[Avionics Today 08-18-2016] Avionics sales saw another slump this quarter as reported by Aircraft Electronics Association’s (AEA) second-quarter 2016 Avionics Market Report. The market saw a 6.5 percent decline in worldwide avionics spending in the first half of 2016 when compared against the same period last year, with sales totaling $1.1 billion thus far this year.
Of the sales during the first six months of 2016, 54.3 percent came from forward-fit installs, or avionics equipment installed by airframe manufacturers during original production sales, totaling more than $605 million. By contrast, the retrofit installs market, or avionics equipment installed after original production, amounted to 45.7 percent of sales during the first six months of the current year, or more than $509 million.
North America appeared to maintain the lions-share of sales, with avionics companies reporting that 66.8 percent of sales in the first six months occurred in the U.S. and Canada, while 33.2 percent took place in other international markets.
AEA President Paula Derks expressed surprise that the market didn’t pick up, particularly in the retrofit market, with the Jan. 1, 2020 Automatic Dependent Surveillance-Broadcast (ADS-B) Out-equipage deadline fast approaching.
“We were hoping sales might increase a bit based on feedback from our repair stations members. Since early spring, many shops have been reporting that they have seen business pick up,” Derks told Avionics Magazine. “It’s possible that the slow pace of ADS-B installations could be a contributing factor to the overall decline in total sales.”

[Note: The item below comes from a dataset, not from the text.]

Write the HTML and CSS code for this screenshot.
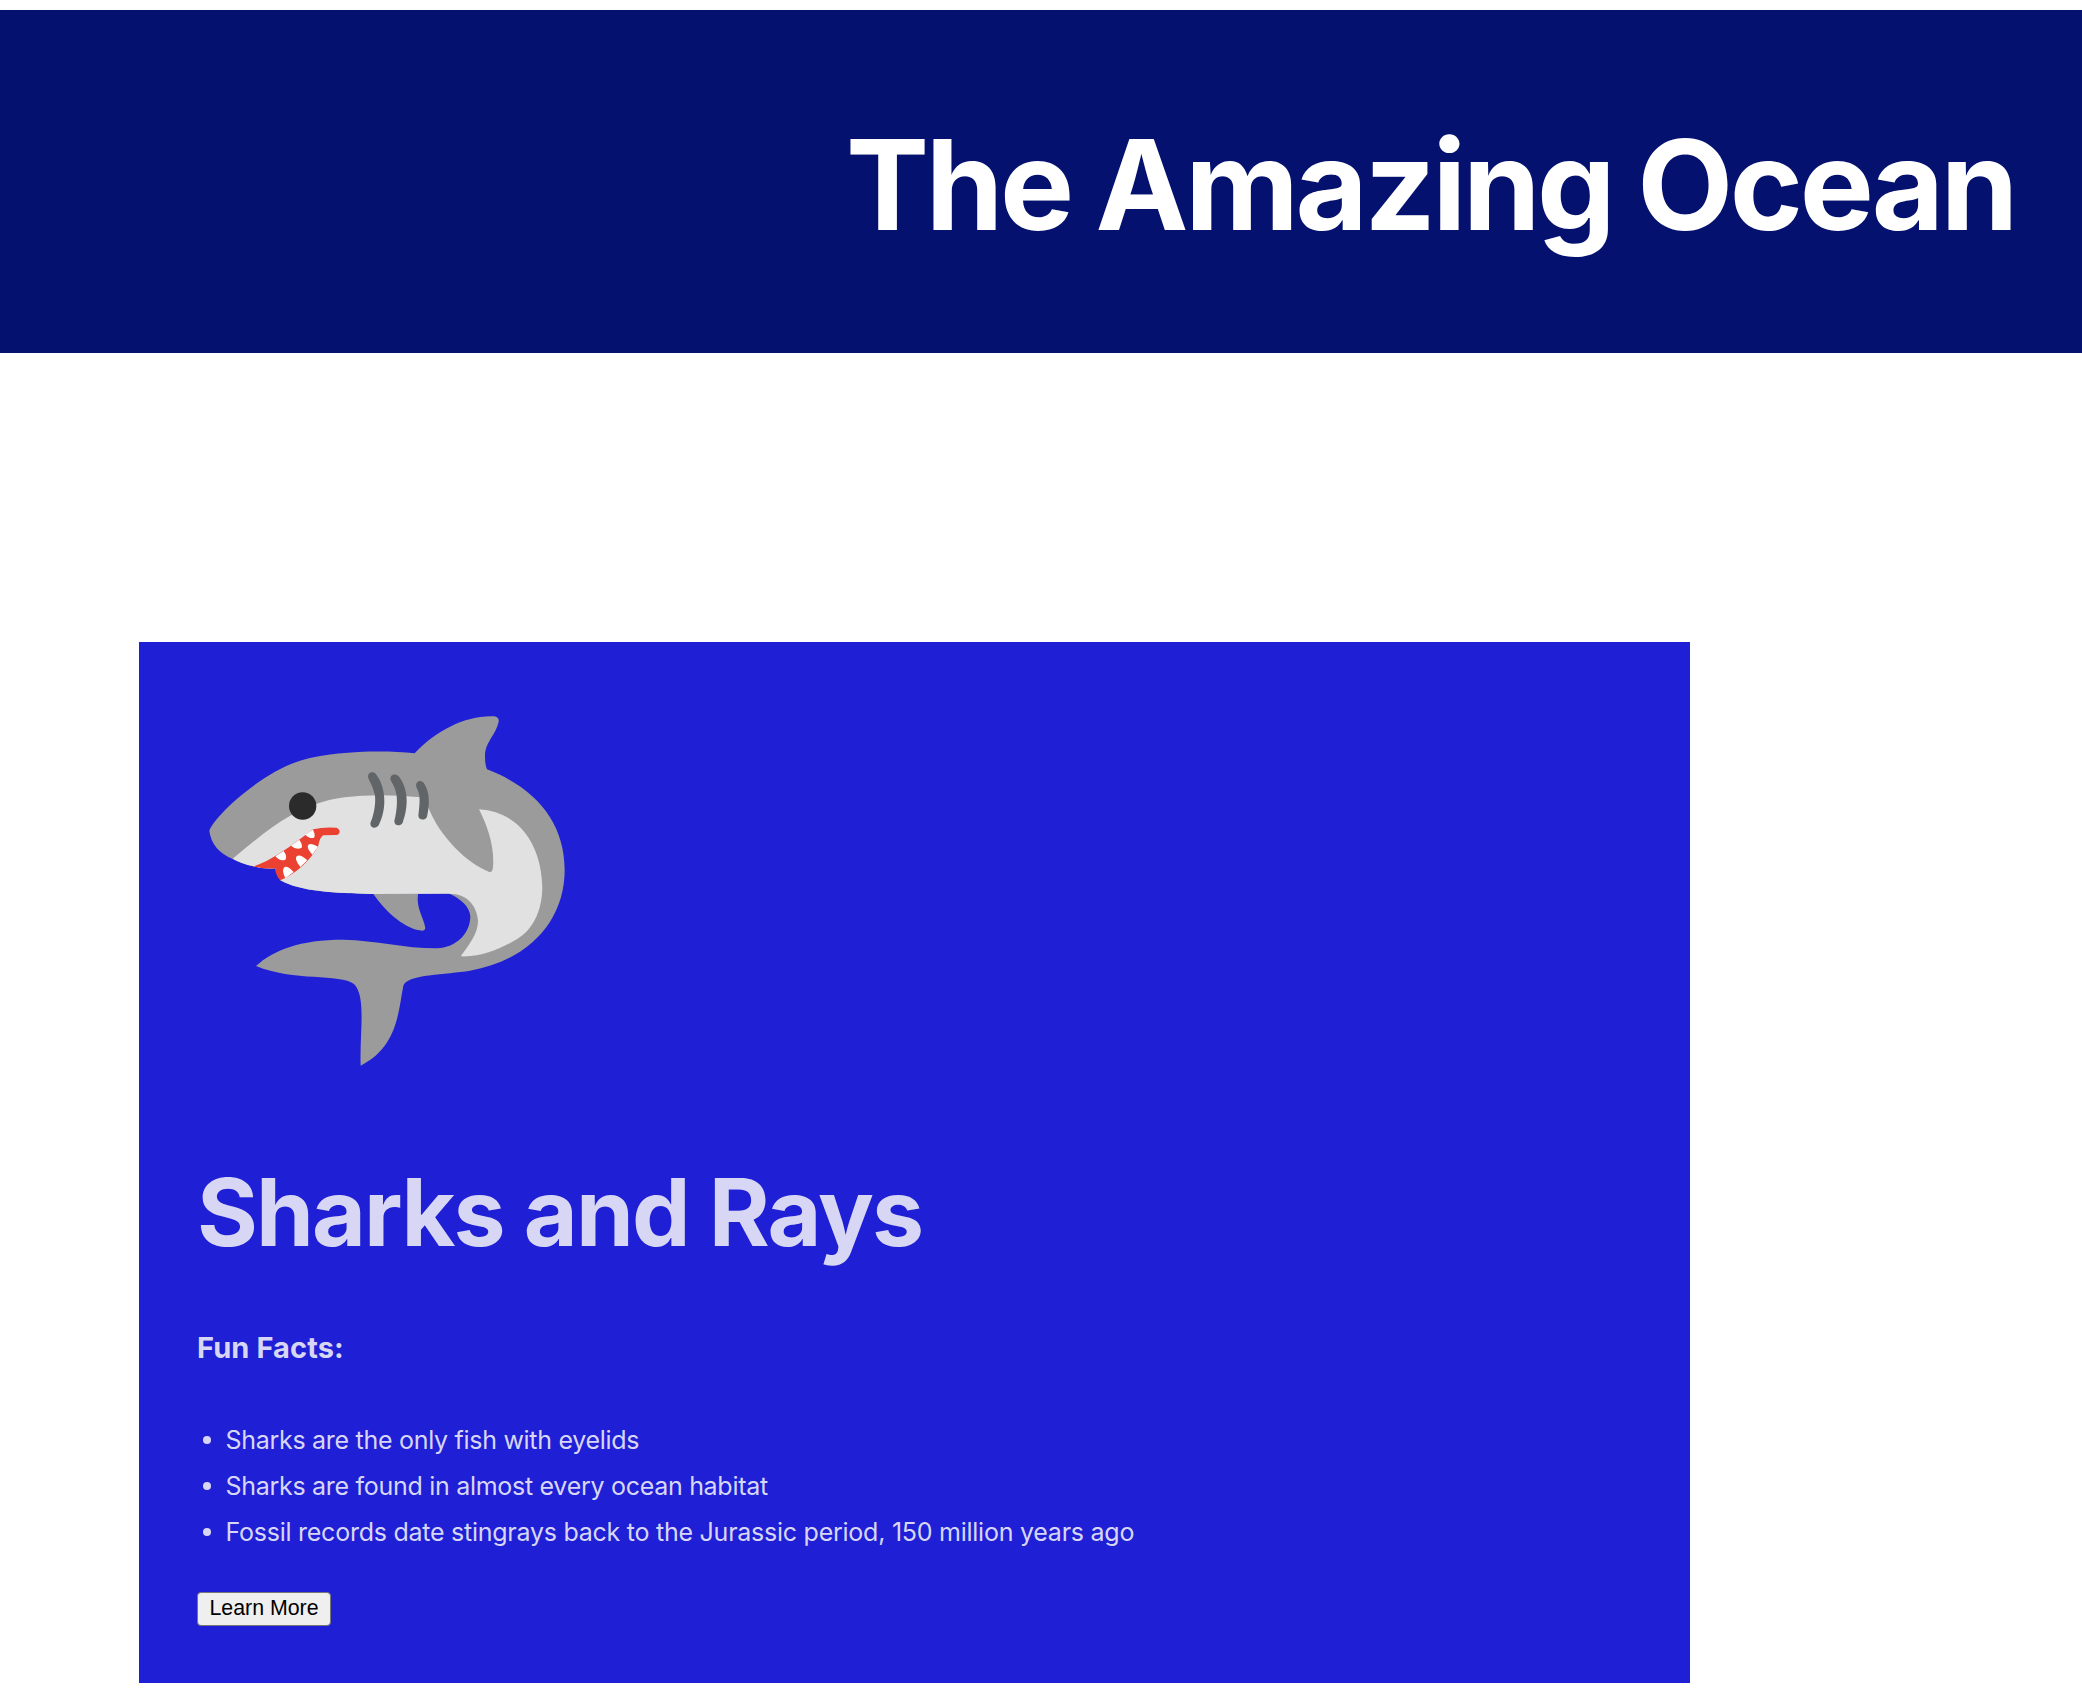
FILE: index.html
```html
<!DOCTYPE html>
<html lang="en">
<head>
<meta charset="utf-8">
<title>The Amazing Ocean</title>
<link rel="stylesheet" href="styles.css">
</head>
<body>
<header class="banner"><h1 class="title">The Amazing Ocean</h1></header>
<main class="content">
<section class="card">
<svg class="shark" viewBox="21 0 1140 1140" role="img" aria-label="Shark">
<path fill="#9b9b9b" d="M58 392C75 345 220 213 335 181C430 153 580 150 674 160C740 90 830 45 912 49Q928 52 926 65C915 110 885 125 885 170Q885 195 891 208C1040 265 1124 370 1124 510C1124 660 1020 780 840 812C770 824 650 822 640 857C625 930 625 1040 512 1097C508 1000 530 890 492 852C450 820 310 845 198 798C250 750 330 719 460 719C560 721 640 745 740 745C800 742 840 700 841 650C840 620 810 595 775 580L540 582C440 580 330 575 271 541L255 505Q220 508 190 499Q150 490 128 477Q65 450 58 392Z"/>
<path fill="#e1e1e1" d="M128 476C185 430 240 380 305 345L378 312C450 285 570 280 690 292L716 325C750 410 830 490 898 516Q908 518 909 500C914 440 893 380 867 328C990 335 1056 440 1057 565C1055 640 1025 690 985 715C940 742 880 772 812 769C840 730 865 700 864 660C860 620 835 580 775 581L540 582C440 580 330 575 271 541L255 505Q220 508 190 499Q155 491 128 476Z"/>
<path fill="#9b9b9b" d="M550 582C590 640 650 690 698 692Q706 691 706 684C700 650 678 625 684 582Z"/>
<circle cx="338" cy="318" r="41" fill="#2b2b2b"/>
<g fill="#616568">
<path d="M534 230C534 216 550 213 558 223C590 265 590 330 566 376C558 388 540 385 541 370C557 335 558 290 553 280C548 255 535 240 534 230Z"/>
<path d="M601 236C602 222 617 220 626 229C658 270 654 325 638 368C630 381 612 377 613 363C623 325 622 290 618 278C614 255 602 245 601 236Z"/>
<path d="M678 255C680 242 692 240 701 248C722 278 718 320 711 350C706 362 687 362 685 348C689 315 690 295 687 283C684 268 678 262 678 255Z"/>
</g>
<path fill="#eb4132" d="M190 499C240 485 300 440 370 388Q400 380 440 383Q450 388 449 395Q448 405 436 405L400 406Q390 410 384 440C360 480 320 520 271 541Q258 530 255 505Q220 508 190 499Z"/>
<path fill="#fff" d="M256 469L281 453Q293 470 286 479Q272 486 256 469ZM303 437L328 419Q340 438 334 444Q319 451 303 437ZM346 404L369 389Q378 408 371 414Q357 416 346 404ZM286 535Q273 510 284 501Q294 498 311 516ZM331 501Q312 478 320 469Q330 460 352 481ZM367 464Q348 442 355 434Q364 428 384 440Z"/>
</svg>
<h2 class="heading">Sharks and Rays</h2>
<h3 class="subheading">Fun Facts:</h3>
<ul class="facts">
<li>Sharks are the only fish with eyelids</li>
<li>Sharks are found in almost every ocean habitat</li>
<li>Fossil records date stingrays back to the Jurassic period, 150 million years ago</li>
</ul>
<button class="more" type="button">Learn More</button>
</section>
</main>
</body>
</html>
```
FILE: styles.css
```css
body { margin: 0; padding-top: 10px; background: #fff; font-family: Inter, sans-serif; }
.banner { height: 337px; padding: 6px 67px 0 0; background: #05116e; color: #fff; text-align: right; }
.title { margin: 0; font-size: 124.5px; line-height: 337px; font-weight: 700; letter-spacing: -3.3px; word-spacing: -1.5px; }
.content { padding: 289px 0 0 139px; }
.card { box-sizing: border-box; width: 1551px; height: 1041px; padding: 58px; background: #1f1fd6; color: #d7d7f5; }
.shark { display: block; width: 380px; height: 380px; }
.heading { margin: 76px 0 0; font-size: 93px; line-height: 112px; letter-spacing: -1.9px; }
.subheading { margin: 62px 0 0; font-size: 29px; line-height: 36px; letter-spacing: 0.1px; }
.facts { margin: 51px 0 37px; padding: 0; list-style: none; font-size: 25px; line-height: 46px; letter-spacing: -0.29px; }
.facts li { display: flex; align-items: center; }
.facts li:last-child { letter-spacing: -0.25px; }
.facts li::before { content: ""; width: 8px; height: 8px; margin: 0 14.5px 0 6px; border-radius: 50%; background: currentColor; }
.more { display: block; box-sizing: border-box; width: 134px; height: 34px; padding: 0 0 2px; border: 1px solid #767676; border-radius: 4px; background: #efefef; color: #000; font: 21.33px/30px "Liberation Sans", Arial, sans-serif; }
```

There is still plenty of potential in the ADS-B market, particularly when it comes to retrofitting aircraft. Between the commercial air transport, business and general aviation segments, the agency has identified more than 100,000 aircraft that still require the ADS-B Out upgrade. Although the FAA first announced the mandate 2010 and completed the implementation of the ADS-B ground station network in 2014, in 2016 the total U.S.-registered fleet equipage rate remains significantly low. According to the FAA, an estimated 5,000 commercial aircraft are still in line to equip, and a staggering 100,000 to 160,000 total General Aviation (GA) aircraft still need upgrades to become ADS-B Out compliant. .
Derks points to the FAA’s ADS-B $500-rebate program for GA operators, which is expected to come online sometime in September and has the potential to grow ADS-B equipage. The $500 rebate aims to help offset an owner's cost to equip U.S.-registered, fixed-wing, single-engine piston aircraft with avionics that comply with FAA Technical Standard Orders (TSO) and meet the rule requirements.
“The primary intent of the FAA’s financial incentive is to pick up the installation pace for ADS-B Out equipment in U.S.-registered fixed-wing, single-engine piston aircraft. While the equipage pace is expected to increase in the following months due to stimulation from the rebate program, obviously, there are so many other types of technologies that factor into total worldwide avionics sales. So it’s possible that the rebate program could stimulate ADS-B installations, yet not have an overall impact on total avionics sales,” said Derks.
While mandates are a sure-fire way to push sales, Derks also stresses that there are several other technologies emerging in the GA and business aviation space that promise to fuel sales going forward.
“ADS-B is only one technology that factors into the broad avionics sales picture for general aviation. Industry mandates may play a part in driving certain types of avionics sales in certain countries, but they are not necessarily the sole determining factor when you look at international sales across multiple nations and multiple technologies,” said Derks. She points to new the new product established in partnership with Experimental Aircraft Association (EAA) and Dynon Avionics at EAA Airventure OshKosh, which aims to improve flight safety and reduce avionics upgrade costs for owners of certain type-certificated aircraft, without having to go through the typical TSO process.
EAA worked with the FAA to allow the Dynon EFIS-D10A to be installed without the traditional TSO or Parts Manufacturer Approval (PMA) requirement. Dynon’s product is also verified against the recently developed ASTM 3153-15, Standard Specification for Verification of Avionics Systems. The Dynon unit was flight tested in Oshkosh in early 2016 in EAA’s Cessna 172M, with FAA observation.
“It’s interesting to see that industry has started to take advantage of another tool in the toolbox like the Dynon/EAA and Garmin examples of non-TSO’d equipment in type-certificated Part 23 aircraft. We’ll see if other companies follow suit and explore this route in the future.”